Her eyes seemed to meet his for a moment, and he drew in his breath, for he swore he’d seen a spark there, though of what he couldn’t be sure. Was it simply hunger? Or the effects of the drug the nurses came to inject every four hours? Or could it have been something else, perhaps nothing as profound as intelligence, no, but maybe a kind of rudimentary understanding at least… He didn’t want to get too excited; it had only been a flash, a second, but he couldn’t help his palms moistening.

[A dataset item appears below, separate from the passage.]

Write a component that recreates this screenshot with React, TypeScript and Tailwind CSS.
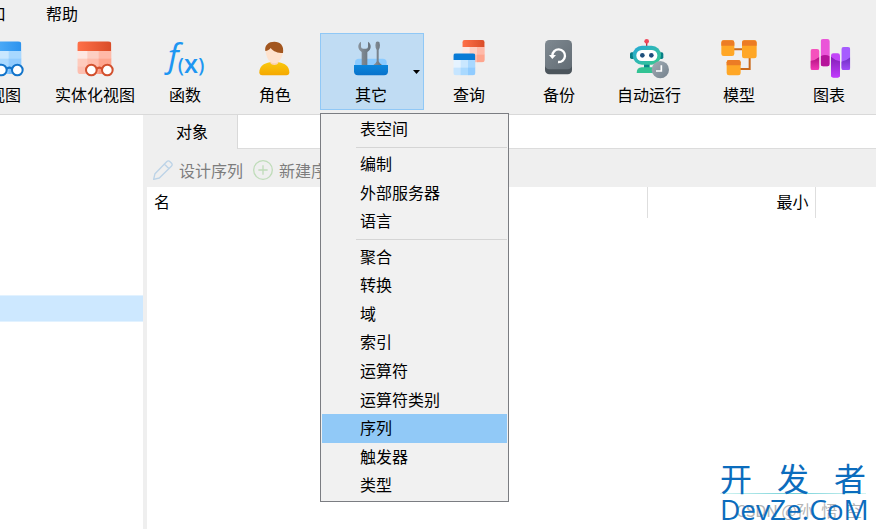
import React, { useState } from 'react';

interface Tool {
    label: string;
    icon: React.ReactNode;
}

const Icon: React.FC<{ children: React.ReactNode }> = ({ children }) => (
    <svg className="w-11 h-10 shrink-0" viewBox="0 0 132 120" fill="none" aria-hidden="true">
        {children}
    </svg>
);

interface ViewIconProps {
    id: string;
    dark: string;
    head: [string, string];
    cells: string[];
}

const ViewIcon: React.FC<ViewIconProps> = ({ id, dark, head, cells }) => (
    <Icon>
        <defs>
            <linearGradient id={id}>
                <stop stopColor={head[0]} />
                <stop offset="1" stopColor={head[1]} />
            </linearGradient>
            <clipPath id={`${id}-clip`}>
                <rect x="13" y="7" width="102" height="98" rx="10" />
            </clipPath>
        </defs>
        <g clipPath={`url(#${id}-clip)`}>
            {cells.map((color, i) => (
                <rect key={i} x={[13, 43, 77][i % 3]} y={36 + Math.floor(i / 3) * 23} width="40" height="24" fill={color} />
            ))}
            <rect x="13" y="7" width="102" height="29" fill={`url(#${id})`} />
        </g>
        <path d="M70 90q9-8 18 0" stroke={dark} strokeWidth="6" />
        <circle cx="55" cy="93" r="16" fill="#fff" stroke={dark} strokeWidth="6" />
        <circle cx="103" cy="93" r="16" fill="#fff" stroke={dark} strokeWidth="6" />
    </Icon>
);

const FunctionIcon = () => (
    <Icon>
        <g fill="#1d96f2" fontFamily="'Open Sans', sans-serif">
            <text x="4" y="84" fontSize="104" fontStyle="italic">ƒ</text>
            <text x="44" y="98" fontSize="58" fontWeight="600">(</text>
            <text x="63" y="101" fontSize="76" fontWeight="600">x</text>
            <text x="106" y="98" fontSize="58" fontWeight="600">)</text>
        </g>
    </Icon>
);

const RoleIcon = () => (
    <Icon>
        <defs>
            <linearGradient id="shirt" x1="0" y1="0" x2="0" y2="1">
                <stop stopColor="#f9c80e" />
                <stop offset="1" stopColor="#f5a800" />
            </linearGradient>
        </defs>
        <path d="M19 100c0-17 13-27 32-30h26c19 3 32 13 32 30 0 6-3 9-9 9H28c-6 0-9-3-9-9z" fill="url(#shirt)" />
        <path d="M52 62h24v10c-3 8-21 8-24 0z" fill="#fbd3b4" />
        <path d="M38 34c0-16 10-24 26-24s26 8 26 24c0 22-12 39-26 39S38 56 38 34z" fill="#fee2cd" />
        <path d="M37 36C34 18 47 8 64 8s30 11 26 34c-16 0-29-4-37-15-4 6-9 8-16 9z" fill="#a2561f" />
    </Icon>
);

const OthersIcon = () => (
    <Icon>
        <defs>
            <linearGradient id="steel">
                <stop stopColor="#8a949d" />
                <stop offset="1" stopColor="#66717a" />
            </linearGradient>
            <linearGradient id="tray" x1="0" y1="0" x2="0" y2="1">
                <stop stopColor="#0a86dc" />
                <stop offset="1" stopColor="#0872cb" />
            </linearGradient>
        </defs>
        <path d="M18 80V70q0-11 12-11h71q12 0 12 11v10z" fill="#8bcbff" />
        <path d="M36 8c-6 4-9 10-8 17 1 7 5 11 10 14v40h17V39c6-3 9-8 10-14 1-7-2-13-8-17v15q0 6-6 6h-8q-7 0-7-6z" fill="url(#steel)" />
        <path d="M81 9q5-3 10 0 3 9 1 17l-3 7v34q2 6 10 11H73q8-5 10-11V33l-3-7q-2-8 1-17z" fill="url(#steel)" />
        <path d="M15 78h102v19q0 12-12 12H27q-12 0-12-12z" fill="url(#tray)" />
    </Icon>
);

const redCells = ['#fde7e2', '#fdcfc3', '#ffb9a8', '#fecbbd', '#ffbbaa', '#fea58e'];
const blueCells = ['#e5f3ff', '#c9e7ff', '#a8d8ff', '#c6e5ff', '#a9d9ff', '#91ccff'];

const QueryIcon = () => (
    <Icon>
        <defs>
            <linearGradient id="query-red">
                <stop stopColor="#ff7048" />
                <stop offset="1" stopColor="#d94c28" />
            </linearGradient>
            <clipPath id="query-back"><rect x="46" y="3" width="67" height="67" rx="7" /></clipPath>
            <clipPath id="query-front"><rect x="19" y="43" width="66" height="66" rx="7" /></clipPath>
        </defs>
        <g clipPath="url(#query-back)">
            {redCells.map((color, i) => (
                <rect key={i} x={46 + (i % 3) * 22} y={24 + Math.floor(i / 3) * 23} width="24" height="24" fill={color} />
            ))}
            <rect x="46" y="3" width="67" height="21" fill="url(#query-red)" />
        </g>
        <g clipPath="url(#query-front)">
            {blueCells.map((color, i) => (
                <rect key={i} x={19 + (i % 3) * 22} y={63 + Math.floor(i / 3) * 23} width="23" height="24" fill={color} />
            ))}
            <rect x="19" y="43" width="66" height="20" fill="#087bd6" />
        </g>
    </Icon>
);

const BackupIcon = () => (
    <Icon>
        <defs>
            <linearGradient id="disk" x1="0" y1="0" x2="1" y2="1">
                <stop stopColor="#7f8991" />
                <stop offset="1" stopColor="#626c74" />
            </linearGradient>
        </defs>
        <rect x="24" y="20" width="81" height="86" rx="13" fill="#4c555c" />
        <rect x="24" y="3" width="81" height="88" rx="13" fill="url(#disk)" />
        <path d="M46 50a19 19 0 1 1 17 19" stroke="#fff" strokeWidth="7" />
        <path d="M36 48h21L46 60z" fill="#fff" />
    </Icon>
);

const RobotIcon = () => (
    <Icon>
        <defs>
            <linearGradient id="robot" x1="0" y1="0" x2="1" y2="1">
                <stop stopColor="#27a9d8" />
                <stop offset="1" stopColor="#38c98c" />
            </linearGradient>
            <linearGradient id="clock" x1="0" y1="0" x2="1" y2="1">
                <stop stopColor="#a2adb6" />
                <stop offset="1" stopColor="#74818c" />
            </linearGradient>
        </defs>
        <path d="M59 8v14" stroke="#c52b3d" strokeWidth="4" />
        <circle cx="59" cy="7" r="7" fill="#f0475a" />
        <rect x="9" y="40" width="14" height="20" rx="5" fill="#087f86" />
        <rect x="96" y="40" width="13" height="20" rx="5" fill="#087f86" />
        <rect x="51" y="74" width="17" height="14" fill="#098888" />
        <path d="M29 102q0-16 15-17h30q15 1 15 17z" fill="#32c394" />
        <rect x="17" y="20" width="85" height="57" rx="28" fill="url(#robot)" />
        <rect x="28" y="33" width="63" height="33" rx="16" fill="#fff" />
        <circle cx="46" cy="49" r="7" fill="#1d4f7c" />
        <circle cx="73" cy="49" r="7" fill="#1d4f7c" />
        <circle cx="100" cy="92" r="26" fill="url(#clock)" />
        <path d="M103 79v17H87" stroke="#fff" strokeWidth="5" />
    </Icon>
);

const ModelIcon = () => (
    <Icon>
        <path d="M50 31h28M98 55v35H69" stroke="#c96a1c" strokeWidth="6" />
        <rect x="13" y="4" width="39" height="47" rx="7" fill="#ffa726" />
        <path d="M13 20V11q0-7 7-7h25q7 0 7 7v9z" fill="#ec7c25" />
        <rect x="75" y="4" width="44" height="54" rx="7" fill="#ffa726" />
        <path d="M75 20V11q0-7 7-7h30q7 0 7 7v9z" fill="#ec7c25" />
        <rect x="29" y="63" width="42" height="46" rx="7" fill="#ffa726" />
        <path d="M29 79v-9q0-7 7-7h28q7 0 7 7v9z" fill="#ec7c25" />
    </Icon>
);

const ChartIcon = () => (
    <Icon>
        <defs>
            <clipPath id="bars">
                <rect x="10" y="30" width="27" height="63" rx="7" />
                <rect x="41" y="0" width="27" height="82" rx="7" />
                <rect x="72" y="43" width="27" height="73" rx="7" />
                <rect x="103" y="24" width="27" height="69" rx="7" />
            </clipPath>
            <linearGradient id="bar-pink" x1="0" y1="0" x2="0" y2="1">
                <stop stopColor="#b01080" />
                <stop offset="1" stopColor="#f438b8" />
            </linearGradient>
            <linearGradient id="bar-purple" x1="0" y1="0" x2="0" y2="1">
                <stop stopColor="#8320b4" />
                <stop offset="1" stopColor="#c23bff" />
            </linearGradient>
            <linearGradient id="bar-violet" x1="0" y1="0" x2="0" y2="1">
                <stop stopColor="#6f2fc0" />
                <stop offset="1" stopColor="#a04cf8" />
            </linearGradient>
        </defs>
        <g clipPath="url(#bars)">
            <path d="M10 0h28v120H10z" fill="#f552bd" />
            <path d="M41 0h28v120H41z" fill="#ea55d8" />
            <path d="M72 0h28v120H72z" fill="#c244f8" />
            <path d="M103 0h28v120h-28z" fill="#a65cff" />
            <path d="M10 66q15-2 27-12v40H10z" fill="url(#bar-pink)" />
            <path d="M41 52q13-8 27 0v32H41z" fill="#b5149a" />
            <path d="M72 53q13 12 27 14v50H72z" fill="url(#bar-purple)" />
            <path d="M103 68q15-2 27-13v38h-27z" fill="url(#bar-violet)" />
        </g>
    </Icon>
);

const toolsBefore: Tool[] = [
    { label: '视图', icon: <ViewIcon id="view" dark="#1274ca" head={['#5bb5fb', '#2c93ee']} cells={[...blueCells, '#a9d9ff', '#91ccff', '#78bdfb']} /> },
    { label: '实体化视图', icon: <ViewIcon id="mview" dark="#d2502e" head={['#ff7048', '#d94c28']} cells={[...redCells, '#fdbfb0', '#ffa892', '#fc9880']} /> },
    { label: '函数', icon: <FunctionIcon /> },
    { label: '角色', icon: <RoleIcon /> },
];

const toolsAfter: Tool[] = [
    { label: '查询', icon: <QueryIcon /> },
    { label: '备份', icon: <BackupIcon /> },
    { label: '自动运行', icon: <RobotIcon /> },
    { label: '模型', icon: <ModelIcon /> },
    { label: '图表', icon: <ChartIcon /> },
];

const menuGroups = [
    ['表空间'],
    ['编制', '外部服务器', '语言'],
    ['聚合', '转换', '域', '索引', '运算符', '运算符类别', '序列', '触发器', '类型'],
];

const ToolButton: React.FC<{ tool: Tool }> = ({ tool }) => (
    <button type="button" className="w-[90px] h-[77px] shrink-0 flex flex-col items-center gap-[3px] pt-[5px] border border-transparent whitespace-nowrap hover:bg-[#dbebf8]">
        {tool.icon}
        <span className="leading-6">{tool.label}</span>
    </button>
);

const OthersMenu: React.FC<{ selected: string; onSelect: (name: string) => void }> = ({ selected, onSelect }) => (
    <div role="menu" className="absolute z-10 left-0 top-20 w-[189px] h-[389px] flex flex-col p-px border border-[#7b7d82] bg-[#f1f1f1]">
        {menuGroups.map((group, i) => (
            <React.Fragment key={i}>
                {i > 0 && (
                    <div role="separator" className="h-[7px] shrink-0 flex items-center pl-[34px]">
                        <div className="h-px w-full bg-[#d5d5d5]" />
                    </div>
                )}
                {group.map((name) => (
                    <button
                        key={name}
                        type="button"
                        role="menuitem"
                        onClick={() => onSelect(name)}
                        className={`flex-1 flex items-center pl-[38px] pb-[3px] leading-6 text-left ${name === selected ? 'bg-[#91c9f7]' : 'hover:bg-[#dbebf8]'}`}
                    >
                        {name}
                    </button>
                ))}
            </React.Fragment>
        ))}
    </div>
);

const Watermark = () => (
    <div className="absolute right-[10px] bottom-1 w-[146px] text-[#0b6cbd] pointer-events-none">
        <div className="flex justify-between text-[32px] leading-8">
            <span>开</span>
            <span>发</span>
            <span>者</span>
        </div>
        <div className="h-px bg-linear-to-r from-[#d5f5f2] via-[#6fd0d8] to-[#d5f5f2]" />
        <div className="relative">
            <div className="absolute left-4 right-1 top-1 flex justify-between text-base leading-6 text-[#b5b5b5] whitespace-nowrap">
                <span>CSDN @孙</span>
                <span>悟</span>
                <span>空</span>
            </div>
            <span className="relative font-['Open_Sans',sans-serif] text-[28px] leading-[30px]">DevZe.CoM</span>
        </div>
    </div>
);

const App: React.FC = () => {
    const [selected, setSelected] = useState('序列');
    const [menuOpen, setMenuOpen] = useState(true);

    return (
        <div className="relative min-h-screen flex flex-col overflow-hidden bg-white text-base text-black font-['Noto_Sans_CJK_SC',sans-serif]">
            <header className="bg-[#efefef] border-b border-[#d9d9d9]">
                <nav className="flex h-7 -ml-[46px]">
                    <button type="button" className="px-5 pb-0.5">窗口</button>
                    <button type="button" className="px-5 pb-0.5">帮助</button>
                </nav>
                <div className="flex pt-[5px] pb-1 -ml-10">
                    {toolsBefore.map((tool) => <ToolButton key={tool.label} tool={tool} />)}
                    <div className="relative shrink-0">
                        <button
                            type="button"
                            aria-expanded={menuOpen}
                            onClick={() => setMenuOpen(!menuOpen)}
                            className="w-[104px] h-[77px] flex items-start justify-end gap-5 pt-[5px] pr-[3px] border border-[#90c8f6] bg-[#c0dcf3]"
                        >
                            <span className="flex flex-col items-center gap-[3px]">
                                <OthersIcon />
                                <span className="leading-6">其它</span>
                            </span>
                            <svg className="w-[7px] h-1 mt-[31px]" viewBox="0 0 7 4" aria-hidden="true">
                                <path d="M0 0h7L3.5 4z" fill="#000" />
                            </svg>
                        </button>
                        {menuOpen && <OthersMenu selected={selected} onSelect={setSelected} />}
                    </div>
                    {toolsAfter.map((tool) => <ToolButton key={tool.label} tool={tool} />)}
                </div>
            </header>

            <div className="flex-1 flex">
                <aside className="w-[143px] shrink-0 pt-[180px]">
                    <div className="h-[27px] bg-[#cde8ff] border-y border-[#e2f2ff]" />
                </aside>
                <div className="w-1 shrink-0 bg-[#efefef]" />
                <main className="flex-1 min-w-0">
                    <div role="tablist" className="flex h-[34px]">
                        <button type="button" role="tab" aria-selected="true" className="w-[91px] pb-[3px] bg-[#efefef] border-r border-[#d9d9d9]">对象</button>
                        <div className="flex-1 border-b border-[#dcdcdc]" />
                    </div>
                    <div className="flex items-center gap-[9px] h-[38px] px-[5px] pt-1 bg-[#efefef] text-[#7d7d7d] whitespace-nowrap">
                        <button type="button" className="flex items-center gap-[5px]">
                            <svg className="w-[22px] h-[22px]" viewBox="0 0 66 66" fill="none" stroke="#bcd3e7" strokeWidth="4" strokeLinejoin="round" aria-hidden="true">
                                <path d="M5 61l4-17L44 8q5-5 10 0l4 4q5 5 0 10L22 57zM37 15l14 14" />
                            </svg>
                            <span>设计序列</span>
                        </button>
                        <button type="button" className="flex items-center gap-[5px]">
                            <svg className="w-[22px] h-[22px]" viewBox="0 0 66 66" fill="none" stroke="#bfdcb9" strokeWidth="4" aria-hidden="true">
                                <circle cx="33" cy="33" r="28" />
                                <path d="M33 19v28M19 33h28" />
                            </svg>
                            <span>新建序列</span>
                        </button>
                    </div>
                    <table className="w-full table-fixed border-collapse">
                        <thead>
                            <tr className="h-[31px]">
                                <th className="w-[500px] p-0 pb-[3px] pl-[7px] text-left font-normal border-r border-[#dedede]">名</th>
                                <th className="w-[168px] p-0 pb-[3px] pr-[6px] text-right font-normal border-r border-[#dedede]">最小</th>
                                <td />
                            </tr>
                        </thead>
                    </table>
                </main>
            </div>
            <Watermark />
        </div>
    );
};

export default App;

“Daisy? Can you hear me? Do you understand?” He was leaning toward her now, closer than he should have really—the reanimated were still dangerous, despite the medication, and it never paid to be careless around them. But Daisy seemed far more responsive than any of the other patients he’d interviewed in the clinic. He realized that wasn’t saying much, but in this case he’d take what he could get.

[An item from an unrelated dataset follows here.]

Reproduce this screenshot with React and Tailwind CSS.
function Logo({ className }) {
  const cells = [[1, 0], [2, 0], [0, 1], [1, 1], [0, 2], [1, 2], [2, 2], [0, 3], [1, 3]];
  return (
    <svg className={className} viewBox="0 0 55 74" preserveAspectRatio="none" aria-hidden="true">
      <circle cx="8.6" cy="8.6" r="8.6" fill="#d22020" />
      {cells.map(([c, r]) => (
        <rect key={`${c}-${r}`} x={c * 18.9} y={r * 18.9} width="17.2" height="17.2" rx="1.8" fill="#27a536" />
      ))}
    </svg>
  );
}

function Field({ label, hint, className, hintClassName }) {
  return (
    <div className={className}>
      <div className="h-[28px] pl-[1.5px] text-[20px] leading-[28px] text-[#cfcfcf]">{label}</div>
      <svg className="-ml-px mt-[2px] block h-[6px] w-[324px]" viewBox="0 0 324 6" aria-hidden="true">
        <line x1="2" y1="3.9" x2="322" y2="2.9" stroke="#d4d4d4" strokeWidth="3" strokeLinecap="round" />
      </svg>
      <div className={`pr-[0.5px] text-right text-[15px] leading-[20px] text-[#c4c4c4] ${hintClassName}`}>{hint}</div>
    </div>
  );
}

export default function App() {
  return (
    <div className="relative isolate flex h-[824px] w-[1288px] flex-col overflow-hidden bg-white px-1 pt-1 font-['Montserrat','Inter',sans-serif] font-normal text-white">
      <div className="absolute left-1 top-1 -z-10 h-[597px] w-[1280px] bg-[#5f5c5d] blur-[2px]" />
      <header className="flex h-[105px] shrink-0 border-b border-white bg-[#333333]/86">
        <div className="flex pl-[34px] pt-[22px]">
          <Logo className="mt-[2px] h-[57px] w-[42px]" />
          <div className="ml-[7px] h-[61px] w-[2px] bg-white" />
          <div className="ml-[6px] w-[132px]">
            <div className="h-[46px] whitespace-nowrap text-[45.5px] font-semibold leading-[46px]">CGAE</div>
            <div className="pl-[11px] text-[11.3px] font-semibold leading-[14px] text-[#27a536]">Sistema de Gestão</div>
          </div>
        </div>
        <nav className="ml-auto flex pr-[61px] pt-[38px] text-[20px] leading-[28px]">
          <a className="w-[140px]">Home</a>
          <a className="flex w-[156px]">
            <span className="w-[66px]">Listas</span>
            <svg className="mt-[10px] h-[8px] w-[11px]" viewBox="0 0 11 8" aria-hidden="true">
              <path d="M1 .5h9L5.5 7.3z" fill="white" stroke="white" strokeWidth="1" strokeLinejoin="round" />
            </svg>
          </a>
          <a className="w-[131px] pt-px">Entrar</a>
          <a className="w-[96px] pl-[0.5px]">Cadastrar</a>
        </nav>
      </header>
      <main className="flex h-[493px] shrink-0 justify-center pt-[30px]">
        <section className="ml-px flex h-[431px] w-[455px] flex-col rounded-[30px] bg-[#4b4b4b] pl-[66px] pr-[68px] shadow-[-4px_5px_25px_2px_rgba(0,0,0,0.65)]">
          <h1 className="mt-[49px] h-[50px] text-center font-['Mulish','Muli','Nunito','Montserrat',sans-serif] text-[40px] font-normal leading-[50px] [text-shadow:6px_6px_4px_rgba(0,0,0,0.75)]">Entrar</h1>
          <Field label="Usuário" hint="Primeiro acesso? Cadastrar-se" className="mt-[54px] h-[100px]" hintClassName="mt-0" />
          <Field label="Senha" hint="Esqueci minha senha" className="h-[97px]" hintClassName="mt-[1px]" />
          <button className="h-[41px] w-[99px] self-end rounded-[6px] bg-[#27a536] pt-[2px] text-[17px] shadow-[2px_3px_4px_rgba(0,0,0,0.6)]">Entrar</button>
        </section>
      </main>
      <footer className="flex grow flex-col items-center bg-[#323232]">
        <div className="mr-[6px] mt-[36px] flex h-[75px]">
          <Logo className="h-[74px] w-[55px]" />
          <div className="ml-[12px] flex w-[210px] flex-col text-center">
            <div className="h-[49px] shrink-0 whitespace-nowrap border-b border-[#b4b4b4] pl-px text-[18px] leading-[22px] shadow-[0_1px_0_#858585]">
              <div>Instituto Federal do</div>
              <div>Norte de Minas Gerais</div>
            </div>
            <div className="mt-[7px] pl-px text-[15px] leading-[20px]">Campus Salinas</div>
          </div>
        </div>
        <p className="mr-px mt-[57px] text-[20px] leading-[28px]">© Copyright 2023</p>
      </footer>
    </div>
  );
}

She was swaying endlessly, like a snake looking for a place to strike. All of them did that, and he assumed it was simply a manifestation of their condition, filtered through the pharmaceuticals they were forced to take by law. She still didn’t speak—none of them did, or at least they never had when live humans were around—but her strange eyes were fixed on his again, and this time they didn’t simply drift away but held there, seeming to focus sharply behind their milky lenses. Dr. Jenner felt his pulse beginning to race.

“You do understand me, don’t you,” he said, whispering as if the two of them were sharing some delicious secret. “This could change everything.”

He sat there for another hour, firing questions at her and still getting no answers, but becoming more and more certain that he was getting through to her on some level, which was far more than he could say about any of the others. When he finally left the clinic, he called out a musical goodbye to Vera at the nurse’s station. “Any luck today, Doc?” she asked him.

“Yes, Vera, I think my luck is improving. You will call me immediately if any of them say a single word, won’t you?”

“You know I will. Have a good one.”

“Indeed. Good day, Vera.” Dr. Jenner left the clinic, not noticing the way Vera smiled indulgently and shook her head at his receding back.